# start of Data to process

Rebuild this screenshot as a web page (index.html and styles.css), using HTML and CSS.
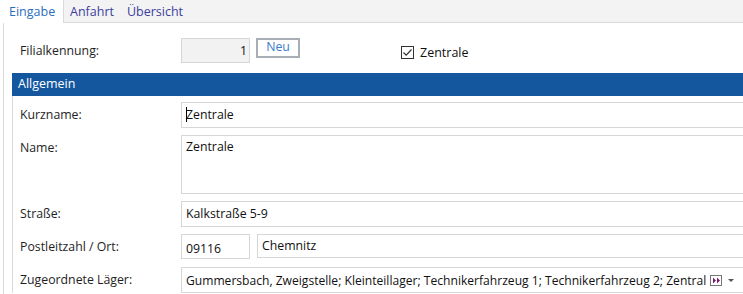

# end of Data to process
# start of Data to process

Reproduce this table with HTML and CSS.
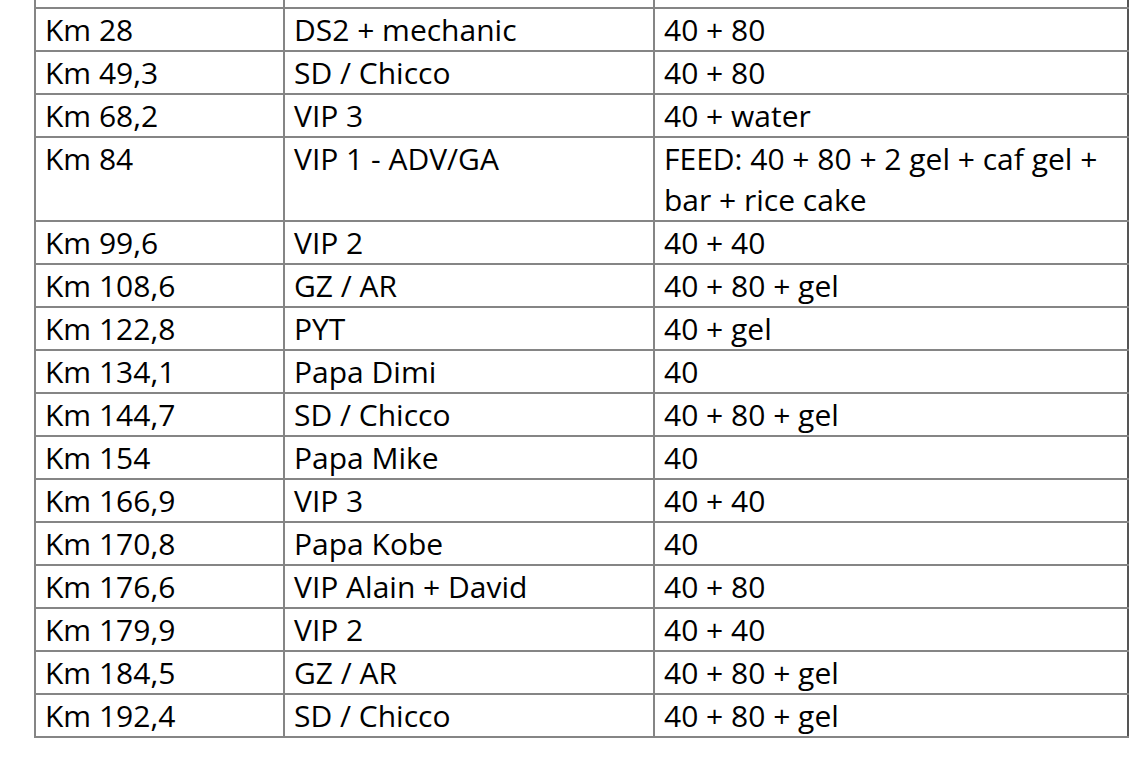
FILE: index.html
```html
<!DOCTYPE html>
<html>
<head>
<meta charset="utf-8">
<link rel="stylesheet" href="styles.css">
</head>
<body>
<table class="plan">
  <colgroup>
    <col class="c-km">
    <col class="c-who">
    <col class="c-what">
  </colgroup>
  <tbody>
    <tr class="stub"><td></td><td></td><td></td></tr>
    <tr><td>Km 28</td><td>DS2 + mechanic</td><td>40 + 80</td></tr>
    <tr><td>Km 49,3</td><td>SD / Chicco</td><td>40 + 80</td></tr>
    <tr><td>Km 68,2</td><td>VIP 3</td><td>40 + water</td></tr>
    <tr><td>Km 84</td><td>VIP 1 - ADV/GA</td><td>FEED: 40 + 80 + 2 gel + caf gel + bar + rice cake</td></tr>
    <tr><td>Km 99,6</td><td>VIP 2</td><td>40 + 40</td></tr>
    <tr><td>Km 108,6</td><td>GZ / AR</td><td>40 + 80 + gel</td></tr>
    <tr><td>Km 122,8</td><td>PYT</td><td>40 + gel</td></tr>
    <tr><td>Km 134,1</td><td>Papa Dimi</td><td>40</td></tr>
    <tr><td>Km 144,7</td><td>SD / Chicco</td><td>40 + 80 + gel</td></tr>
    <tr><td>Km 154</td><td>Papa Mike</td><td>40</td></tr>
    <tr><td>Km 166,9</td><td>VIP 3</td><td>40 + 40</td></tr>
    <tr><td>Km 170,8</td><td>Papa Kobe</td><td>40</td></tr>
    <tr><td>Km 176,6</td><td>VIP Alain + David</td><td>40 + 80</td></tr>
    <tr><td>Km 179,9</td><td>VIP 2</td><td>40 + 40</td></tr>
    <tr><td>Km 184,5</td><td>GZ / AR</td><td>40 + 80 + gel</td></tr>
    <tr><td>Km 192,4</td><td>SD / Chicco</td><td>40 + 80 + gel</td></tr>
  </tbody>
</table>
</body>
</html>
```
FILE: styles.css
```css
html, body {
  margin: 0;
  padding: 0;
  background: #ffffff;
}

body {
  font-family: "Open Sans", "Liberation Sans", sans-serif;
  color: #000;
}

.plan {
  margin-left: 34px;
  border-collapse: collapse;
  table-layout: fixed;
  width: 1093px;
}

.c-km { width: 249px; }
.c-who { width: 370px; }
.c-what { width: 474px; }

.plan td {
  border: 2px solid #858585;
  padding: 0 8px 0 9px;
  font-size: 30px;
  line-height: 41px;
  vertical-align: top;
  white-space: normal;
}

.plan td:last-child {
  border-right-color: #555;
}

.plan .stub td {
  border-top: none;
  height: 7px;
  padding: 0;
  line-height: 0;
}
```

# end of Data to process

Work instructions:
Where a line holds "table", copy it out.

Full solution:
Reproduce this table with HTML and CSS.
<table class="plan">
</table>
  table-layout: fixed;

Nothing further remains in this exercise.